To date, however, no U.S. cannabis company has gone public through the traditional IPO process because of the need for an underwriter. Underwriters are investment bankers that manage the raising of investment capital in securities transactions such as IPOs. They have declined to conduct an IPO for cannabis companies for two reasons: First, underwriters are generally not willing to take the risk of backing a company that is involved with the sale of a federally illegal product; and second, to date, neither Nasdaq nor the New York Stock Exchange (NYSE) has allowed a cannabis company to list on its exchange for the same reason, which significantly limits the volume of shares that would be sold in an IPO.
Without the possibility of an underwritten IPO, the majority of cannabis businesses have gone public by means of a “reverse merger,” which is the acquisition of a public company by a private company. In a typical reverse merger transaction, the (acquirer) private company’s shareholders obtain a controlling interest in the (acquiree) public company in order to assume the private company’s business as the primary line of business for the combined public company.
As part of the reverse merger transaction, the combined public company will file a Current Report on Form 8-K with the SEC, often called a “Jumbo 8-K” or “Super 8-K,” which includes all material disclosure about the reverse merger, the private company and historical financial statements. Along with the Super 8-K, the public company will often change its name to reflect the pivot to the (formerly) private company’s business line.
However, unlike the filing of a Form S-1 (and a related filing, Form 8-A) in an IPO, the filing of a Super 8-K by itself does not allow a company to sell its shares to the public. This is because the information contained in a Super 8-K only achieves the registration of a class of securities (such as common stock), rather than a specific number of individual securities (such as shares drawn from the class of securities designated common stock). In other words, the class of “common stock” is registered only one time with the SEC, but batches of individual shares from that class must be registered for sale with the SEC each time a company seeks to raise funds from the public through the sale of its shares.
So, a company that has just completed a reverse merger using a Super 8-K must register with the SEC the individual shares it wishes to sell from the (previously registered) class of securities in order to raise money from the public. Once declared effective by the SEC, this subsequent registration creates individual shares that can immediately be bought and sold by the general public. Like an IPO, this registration of individual shares is achieved by filing with the SEC a Registration Statement on Form S-1.

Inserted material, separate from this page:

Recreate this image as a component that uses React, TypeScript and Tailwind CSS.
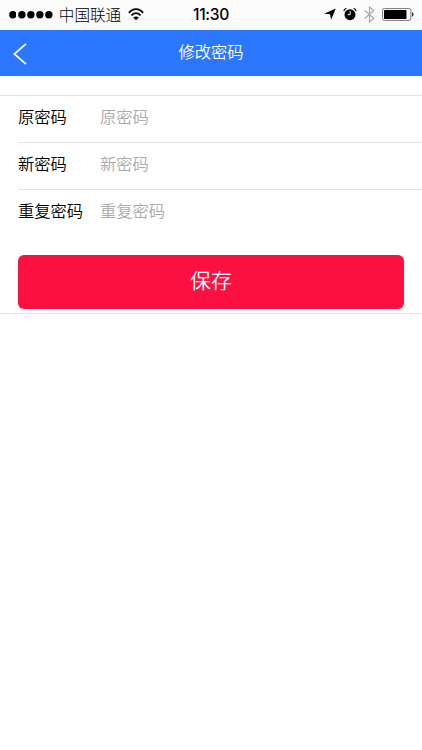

Unlike companies that have conducted a successful IPO, however, many companies that have completed a reverse merger do not have sufficient funds to file a Form S-1 when they file their Super 8-K. This lack of funds is tied in to the fact that reverse mergers are usually conducted without the financial support of an underwriter. In other words, if a company has become “public” by way of a reverse merger (using a Super 8-K), the company will subsequently be required to pay (often out of its own pocket) for filing another registration statement (on Form S-1) so it can sell its individual shares in the public market.
‘Public’ vs. Publicly Reporting Companies
Without an effective registration of individual securities (via Form S-1), a company may only issue stock to investors in private placements, despite its registration with the SEC (via the Super 8-K), as if it were still a private company. In most cases, this option limits a company’s ability to raise significant amounts of capital because the SEC’s rules restrict private placements to certain kinds of wealthy investors (called accredited investors).
Many cannabis companies find themselves in this position, and will attempt to solve the problem with what is known as a private placement in public equity (PIPE) shortly after completing a reverse merger. In a PIPE, the publicly reporting company sells restricted shares to a relatively small number of investors, and agrees to use a portion of the proceeds of such sale to finance the filing of a Form S-1 registration statement.
Although shares in a PIPE are usually sold to investors at a discount to their market price (since the shares are not registered and are therefore not as valuable as shares that are freely tradeable in the public market), the funds generated by the PIPE can allow the company to file a Form S-1 (and to register individual shares that are freely tradeable in the public market) without diverting significant operating capital from the company’s balance sheet.
Challenges for Cannabis Companies
Even after conducting a successful reverse merger and subsequent PIPE financing, a cannabis company may still struggle to stoke widespread investor interest that builds an increased share price without the prestigious sanctioning of a national exchange (Nasdaq or NYSE), the support of an underwriter, or interest of another significant financial institution.
In order to raise their profile, public cannabis companies can apply to be quoted on a secondary marketplace, such as the marketplaces operated by the OTC Markets Group, Inc. (such as the Pink Sheets, OTCQB and OTCQX). However, these marketplaces do not provide the exposure of, or even qualify as, a national exchange, such that companies selling securities with the assistance of such marketplaces must also comply with “Blue Sky” laws, which impose requirements such as the registration of the company’s securities in each state where securities were offered and sold to investors.
It is likely that until there is a sweeping change in federal law, such as an amendment or repeal of the Controlled Substances Act of 1970, or until a cannabis-focused company can set a precedent by listing on a national exchange, many publicly reporting companies in the cannabis industry will be forced to remain undercapitalized as compared to non-cannabis “public” companies that have full access to the power of sales of their securities on the United States’ capital markets and national exchanges.